Пусть роют щели, хоть под воскресенье.
В моих руках надежда на спасенье.
Как я хотел вернуться в до-войны,
Предупредить, кого убить должны.
Мне вон тому сказать необходимо:
«Иди сюда, и смерть промчится мимо».
Я знаю час, когда начнут войну,
Кто выживет, и кто умрет в плену,
И кто из нас окажется героем,
И кто расстрелян будет перед строем,
И сам я видел вражеских солдат,
Уже заполонивших Сталинград,
И видел я, как русская пехота
Штурмует Бранденбургские ворота.
Что до врага, то всё известно мне,
Как ни одной разведке на войне.
Я говорю — не слушают, не слышат,
Несут цветы, субботним ветром дышат,
Уходят, пропусков не выдают,
В домашний возвращаются уют.
И я уже не помню сам, откуда
Пришел сюда и что случилось чудо.
Я всё забыл. В окне ещё светло,
И накрест не заклеено стекло.
С. Арутюнов
— Вот это основание Левитанского: «я всё забыл, я всё избыл, я не участвую в войне», вот это корень.
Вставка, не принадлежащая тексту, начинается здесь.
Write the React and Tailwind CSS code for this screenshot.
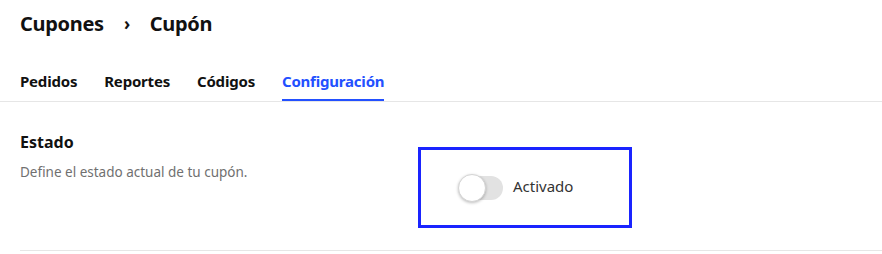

Вы видите предпоследнее «я всё забыл», вот это предстрочие, оно наверняка дало Левитанскому импульс.
Д. Володихин
— Ну а, допустим, ведь у него ещё были стихи вовсе ужасающие о том, как его режут на операционном столе, и для многих эти стихи были не то чтобы откровением, а честным разговором о том, что испытали тогда миллионы людей.
С. Арутюнов
— Вы знаете, так написать о себе может далеко не каждый. «Полевой госпиталь».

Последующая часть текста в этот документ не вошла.